What is being asked: Reproduce the material word for word; the images stay out.

Record set:
"""

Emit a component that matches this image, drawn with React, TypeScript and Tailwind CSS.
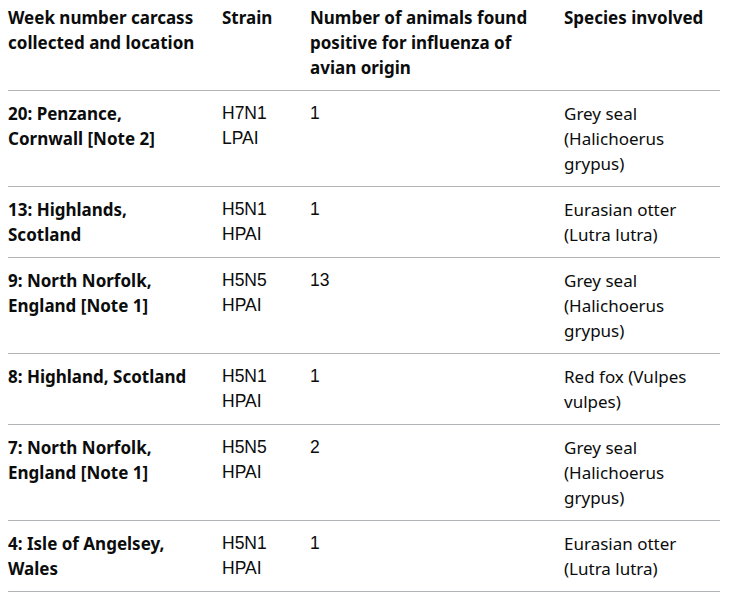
import React from "react";

type Row = { loc: string; strain: [string, string]; num: string; species: string };

const rows: Row[] = [
  { loc: "20: Penzance, Cornwall [Note 2]", strain: ["H7N1", "LPAI"], num: "1", species: "Grey seal (Halichoerus grypus)" },
  { loc: "13: Highlands, Scotland", strain: ["H5N1", "HPAI"], num: "1", species: "Eurasian otter (Lutra lutra)" },
  { loc: "9: North Norfolk, England [Note 1]", strain: ["H5N5", "HPAI"], num: "13", species: "Grey seal (Halichoerus grypus)" },
  { loc: "8: Highland, Scotland", strain: ["H5N1", "HPAI"], num: "1", species: "Red fox (Vulpes vulpes)" },
  { loc: "7: North Norfolk, England [Note 1]", strain: ["H5N5", "HPAI"], num: "2", species: "Grey seal (Halichoerus grypus)" },
  { loc: "4: Isle of Angelsey, Wales", strain: ["H5N1", "HPAI"], num: "1", species: "Eurasian otter (Lutra lutra)" },
];

export default function App() {
  return (
    <div className="bg-white min-h-[597px] px-[8px] text-[#0b0c0c]" style={{ fontFamily: '"Noto Sans", sans-serif' }}>
      <table className="table-fixed border-collapse w-[712px] text-[17px] leading-[25px]">
        <colgroup>
          <col className="w-[214px]" />
          <col className="w-[88px]" />
          <col className="w-[254px]" />
          <col className="w-[156px]" />
        </colgroup>
        <thead>
          <tr className="border-b border-[#b1b4b6]">
            <th className="text-left align-top font-bold pt-[5px] pb-[10px] pr-[20px]">Week number carcass collected and location</th>
            <th className="text-left align-top font-bold pt-[5px] pb-[10px] pr-[20px]">Strain</th>
            <th className="text-left align-top font-bold pt-[5px] pb-[10px] pr-[20px]">Number of animals found positive for influenza of avian origin</th>
            <th className="text-left align-top font-bold pt-[5px] pb-[10px]">Species involved</th>
          </tr>
        </thead>
        <tbody>
          {rows.map((r, i) => (
            <tr key={i} className="border-b border-[#b1b4b6]">
              <td className="align-top font-bold py-[10px] pr-[24px]">{r.loc}</td>
              <td className="align-top py-[10px] pr-[20px] text-[17.5px]" style={{ fontFamily: '"Liberation Sans", Arial, sans-serif' }}>
                {r.strain[0]}
                <br />
                {r.strain[1]}
              </td>
              <td className="align-top py-[10px] pr-[20px] text-[17.5px]" style={{ fontFamily: '"Liberation Sans", Arial, sans-serif' }}>{r.num}</td>
              <td className="align-top py-[10px]">{r.species}</td>
            </tr>
          ))}
        </tbody>
      </table>
    </div>
  );
}
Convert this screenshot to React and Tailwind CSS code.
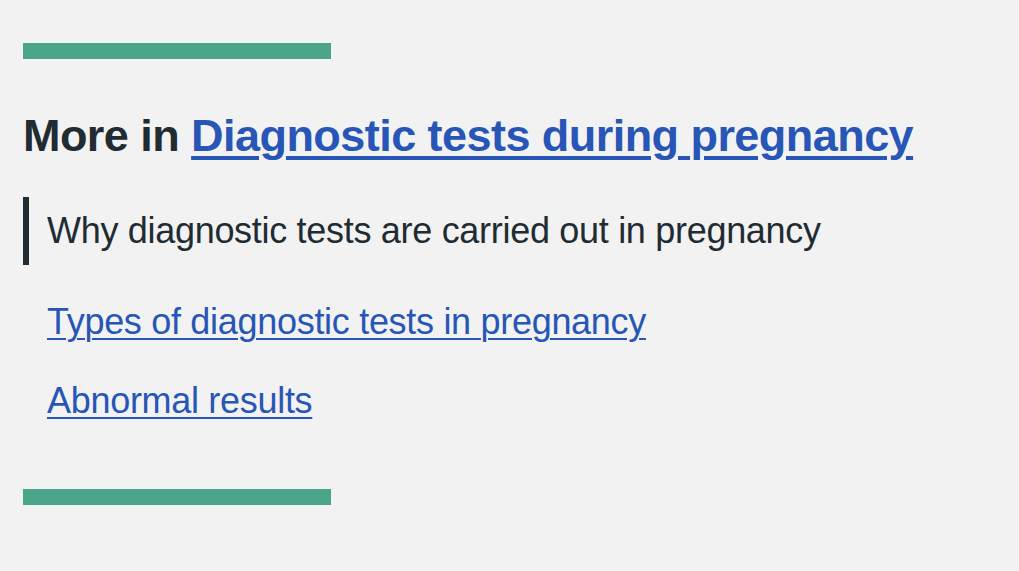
import React from 'react';

const links = [
  { label: 'Types of diagnostic tests in pregnancy', href: '#types' },
  { label: 'Abnormal results', href: '#abnormal' },
];

export default function App() {
  return (
    <div
      className="min-h-screen w-full bg-[#f2f2f2] px-[23px] pt-[43px] text-[#212b32]"
      style={{ fontFamily: '"Liberation Sans", Arial, sans-serif' }}
    >
      <div className="h-4 w-[308px] bg-[#4aa58a]"></div>

      <h2 className="mt-[54px] text-[45px] font-bold leading-none tracking-[-0.55px]">
        More in{' '}
        <a
          href="#diagnostic-tests"
          className="text-[#2756b6] underline decoration-[4px] underline-offset-[5px]"
        >
          Diagnostic tests during pregnancy
        </a>
      </h2>

      <nav className="mt-[39px]">
        <ul className="flex flex-col">
          <li className="border-l-[6px] border-[#212b32] py-4 pl-[18px] text-[36px] leading-none tracking-[-0.3px]">
            Why diagnostic tests are carried out in pregnancy
          </li>
          {links.map((link, i) => (
            <li
              key={link.href}
              className={
                'pl-[24px] text-[36px] leading-none tracking-[-0.3px] ' +
                (i === 0 ? 'mt-[39px]' : 'mt-[43px]')
              }
            >
              <a
                href={link.href}
                className="text-[#2756b6] underline decoration-[2px] underline-offset-[4px]"
              >
                {link.label}
              </a>
            </li>
          ))}
        </ul>
      </nav>

      <div className="mt-[70px] h-4 w-[308px] bg-[#4aa58a]"></div>
    </div>
  );
}
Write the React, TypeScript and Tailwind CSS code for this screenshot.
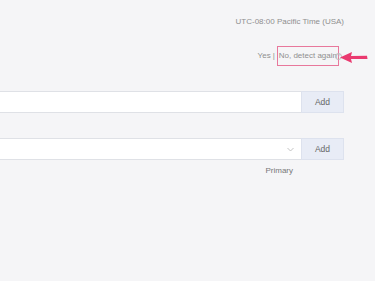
import React from "react";

export default function App() {
  return (
    <div
      className="relative w-[375px] h-[281px] overflow-hidden bg-[#f5f5f7] text-[8px] leading-[10px] text-[#8f8f8f]"
      style={{ fontFamily: '"Liberation Sans", Arial, sans-serif' }}
    >
      <div className="pt-[17px] pr-[31px] text-right">UTC-08:00 Pacific Time (USA)</div>

      <div className="mt-[19px] pr-[33px] flex justify-end items-center h-[20px]">
        <span>Yes</span>
        <span className="mx-[2px]">|</span>
        <span className="border border-[#e8789c] px-[1px] py-[4px] leading-[10px]">No, detect again</span>
        <span className="ml-[-4px] w-[7px] h-[7px] rounded-full border border-[#bbb] flex items-center justify-center text-[5px] leading-[5px] text-[#bbb]">?</span>
      </div>

      <div className="mt-[25px] pr-[31px] flex h-[22px]">
        <div className="flex-1 bg-white border-y border-[#dfe1e6]" />
        <div className="w-[43px] bg-[#e8ecf6] border border-[#dde2ee] flex items-center justify-center text-[#666] text-[8.5px]">
          Add
        </div>
      </div>

      <div className="mt-[25px] pr-[31px] flex h-[22px]">
        <div className="flex-1 bg-white border-y border-[#dfe1e6] flex items-center justify-end pr-[7px]">
          <svg width="7" height="5" viewBox="0 0 7 5">
            <path d="M0.5 1 L3.5 4 L6.5 1" fill="none" stroke="#b5b5b5" strokeWidth="0.8" />
          </svg>
        </div>
        <div className="w-[43px] bg-[#e8ecf6] border border-[#dde2ee] flex items-center justify-center text-[#666] text-[8.5px]">
          Add
        </div>
      </div>

      <div className="mt-[6px] pr-[82px] text-right text-[#777]">Primary</div>

      <svg className="absolute left-[338px] top-[50px]" width="32" height="15" viewBox="0 0 32 15">
        <path d="M2 7.5 L14 2 L13 6 L29 5.8 L29.5 9 L13 9 L14 13 Z" fill="#ea3a70" />
      </svg>
    </div>
  );
}
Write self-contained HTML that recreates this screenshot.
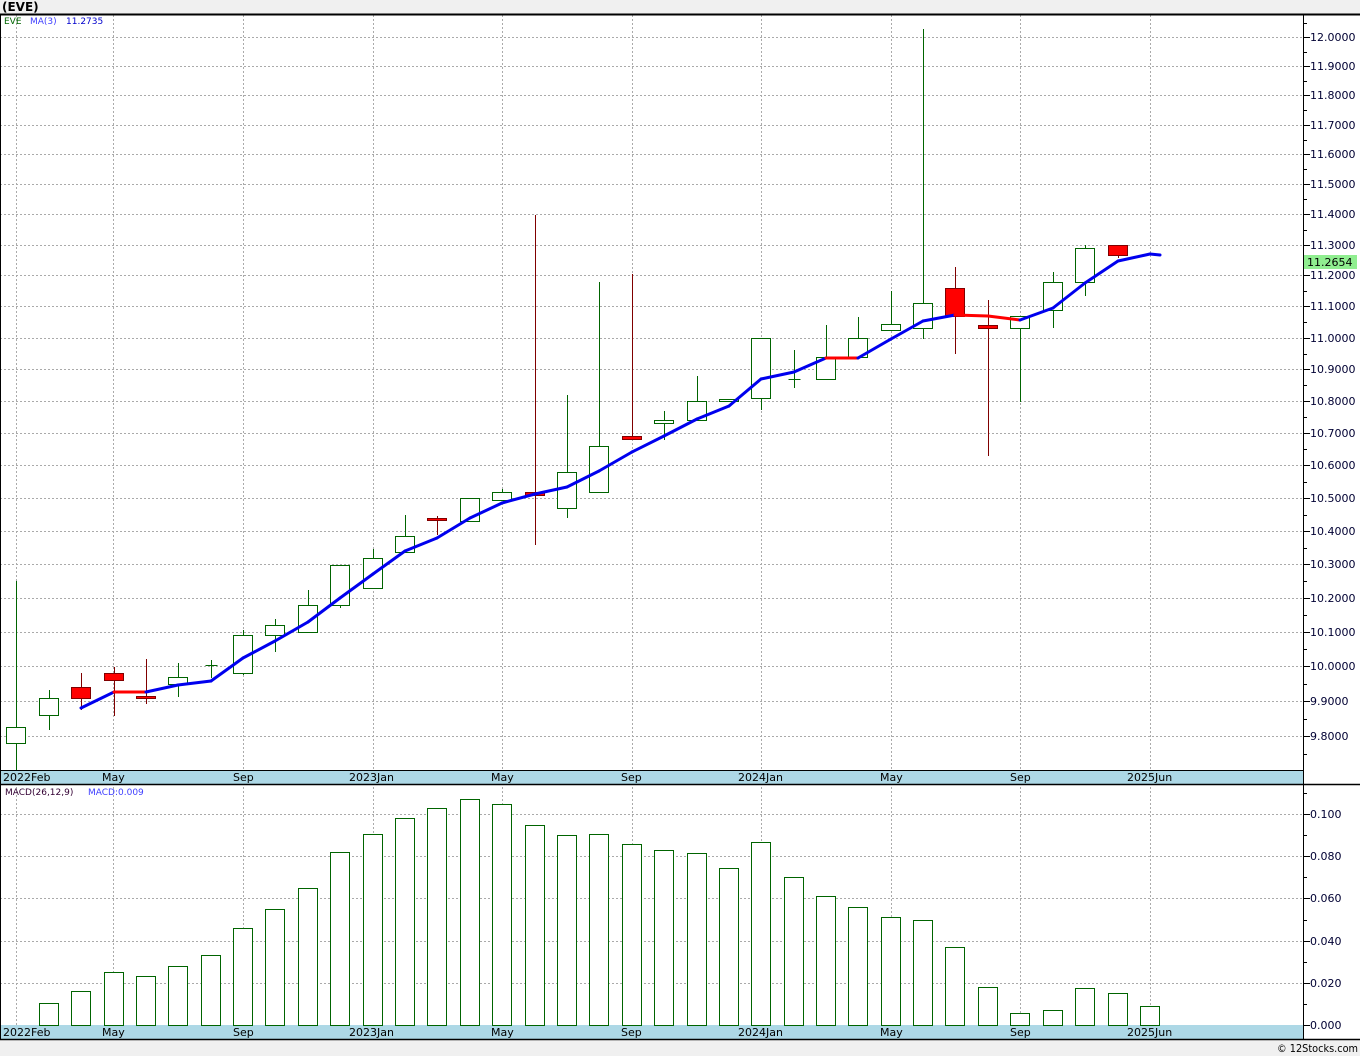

"""

Solution:
Emit a component that matches this image, drawn with React, TypeScript and Tailwind CSS.
import React from "react";

type Row = { loc: string; strain: [string, string]; num: string; species: string };

const rows: Row[] = [
  { loc: "20: Penzance, Cornwall [Note 2]", strain: ["H7N1", "LPAI"], num: "1", species: "Grey seal (Halichoerus grypus)" },
  { loc: "13: Highlands, Scotland", strain: ["H5N1", "HPAI"], num: "1", species: "Eurasian otter (Lutra lutra)" },
  { loc: "9: North Norfolk, England [Note 1]", strain: ["H5N5", "HPAI"], num: "13", species: "Grey seal (Halichoerus grypus)" },
  { loc: "8: Highland, Scotland", strain: ["H5N1", "HPAI"], num: "1", species: "Red fox (Vulpes vulpes)" },
  { loc: "7: North Norfolk, England [Note 1]", strain: ["H5N5", "HPAI"], num: "2", species: "Grey seal (Halichoerus grypus)" },
  { loc: "4: Isle of Angelsey, Wales", strain: ["H5N1", "HPAI"], num: "1", species: "Eurasian otter (Lutra lutra)" },
];

export default function App() {
  return (
    <div className="bg-white min-h-[597px] px-[8px] text-[#0b0c0c]" style={{ fontFamily: '"Noto Sans", sans-serif' }}>
      <table className="table-fixed border-collapse w-[712px] text-[17px] leading-[25px]">
        <colgroup>
          <col className="w-[214px]" />
          <col className="w-[88px]" />
          <col className="w-[254px]" />
          <col className="w-[156px]" />
        </colgroup>
        <thead>
          <tr className="border-b border-[#b1b4b6]">
            <th className="text-left align-top font-bold pt-[5px] pb-[10px] pr-[20px]">Week number carcass collected and location</th>
            <th className="text-left align-top font-bold pt-[5px] pb-[10px] pr-[20px]">Strain</th>
            <th className="text-left align-top font-bold pt-[5px] pb-[10px] pr-[20px]">Number of animals found positive for influenza of avian origin</th>
            <th className="text-left align-top font-bold pt-[5px] pb-[10px]">Species involved</th>
          </tr>
        </thead>
        <tbody>
          {rows.map((r, i) => (
            <tr key={i} className="border-b border-[#b1b4b6]">
              <td className="align-top font-bold py-[10px] pr-[24px]">{r.loc}</td>
              <td className="align-top py-[10px] pr-[20px] text-[17.5px]" style={{ fontFamily: '"Liberation Sans", Arial, sans-serif' }}>
                {r.strain[0]}
                <br />
                {r.strain[1]}
              </td>
              <td className="align-top py-[10px] pr-[20px] text-[17.5px]" style={{ fontFamily: '"Liberation Sans", Arial, sans-serif' }}>{r.num}</td>
              <td className="align-top py-[10px]">{r.species}</td>
            </tr>
          ))}
        </tbody>
      </table>
    </div>
  );
}
Convert this screenshot to React and Tailwind CSS code.
import React from 'react';

const links = [
  { label: 'Types of diagnostic tests in pregnancy', href: '#types' },
  { label: 'Abnormal results', href: '#abnormal' },
];

export default function App() {
  return (
    <div
      className="min-h-screen w-full bg-[#f2f2f2] px-[23px] pt-[43px] text-[#212b32]"
      style={{ fontFamily: '"Liberation Sans", Arial, sans-serif' }}
    >
      <div className="h-4 w-[308px] bg-[#4aa58a]"></div>

      <h2 className="mt-[54px] text-[45px] font-bold leading-none tracking-[-0.55px]">
        More in{' '}
        <a
          href="#diagnostic-tests"
          className="text-[#2756b6] underline decoration-[4px] underline-offset-[5px]"
        >
          Diagnostic tests during pregnancy
        </a>
      </h2>

      <nav className="mt-[39px]">
        <ul className="flex flex-col">
          <li className="border-l-[6px] border-[#212b32] py-4 pl-[18px] text-[36px] leading-none tracking-[-0.3px]">
            Why diagnostic tests are carried out in pregnancy
          </li>
          {links.map((link, i) => (
            <li
              key={link.href}
              className={
                'pl-[24px] text-[36px] leading-none tracking-[-0.3px] ' +
                (i === 0 ? 'mt-[39px]' : 'mt-[43px]')
              }
            >
              <a
                href={link.href}
                className="text-[#2756b6] underline decoration-[2px] underline-offset-[4px]"
              >
                {link.label}
              </a>
            </li>
          ))}
        </ul>
      </nav>

      <div className="mt-[70px] h-4 w-[308px] bg-[#4aa58a]"></div>
    </div>
  );
}
Write the React, TypeScript and Tailwind CSS code for this screenshot.
import React from "react";

export default function App() {
  return (
    <div
      className="relative w-[375px] h-[281px] overflow-hidden bg-[#f5f5f7] text-[8px] leading-[10px] text-[#8f8f8f]"
      style={{ fontFamily: '"Liberation Sans", Arial, sans-serif' }}
    >
      <div className="pt-[17px] pr-[31px] text-right">UTC-08:00 Pacific Time (USA)</div>

      <div className="mt-[19px] pr-[33px] flex justify-end items-center h-[20px]">
        <span>Yes</span>
        <span className="mx-[2px]">|</span>
        <span className="border border-[#e8789c] px-[1px] py-[4px] leading-[10px]">No, detect again</span>
        <span className="ml-[-4px] w-[7px] h-[7px] rounded-full border border-[#bbb] flex items-center justify-center text-[5px] leading-[5px] text-[#bbb]">?</span>
      </div>

      <div className="mt-[25px] pr-[31px] flex h-[22px]">
        <div className="flex-1 bg-white border-y border-[#dfe1e6]" />
        <div className="w-[43px] bg-[#e8ecf6] border border-[#dde2ee] flex items-center justify-center text-[#666] text-[8.5px]">
          Add
        </div>
      </div>

      <div className="mt-[25px] pr-[31px] flex h-[22px]">
        <div className="flex-1 bg-white border-y border-[#dfe1e6] flex items-center justify-end pr-[7px]">
          <svg width="7" height="5" viewBox="0 0 7 5">
            <path d="M0.5 1 L3.5 4 L6.5 1" fill="none" stroke="#b5b5b5" strokeWidth="0.8" />
          </svg>
        </div>
        <div className="w-[43px] bg-[#e8ecf6] border border-[#dde2ee] flex items-center justify-center text-[#666] text-[8.5px]">
          Add
        </div>
      </div>

      <div className="mt-[6px] pr-[82px] text-right text-[#777]">Primary</div>

      <svg className="absolute left-[338px] top-[50px]" width="32" height="15" viewBox="0 0 32 15">
        <path d="M2 7.5 L14 2 L13 6 L29 5.8 L29.5 9 L13 9 L14 13 Z" fill="#ea3a70" />
      </svg>
    </div>
  );
}
Write self-contained HTML that recreates this screenshot.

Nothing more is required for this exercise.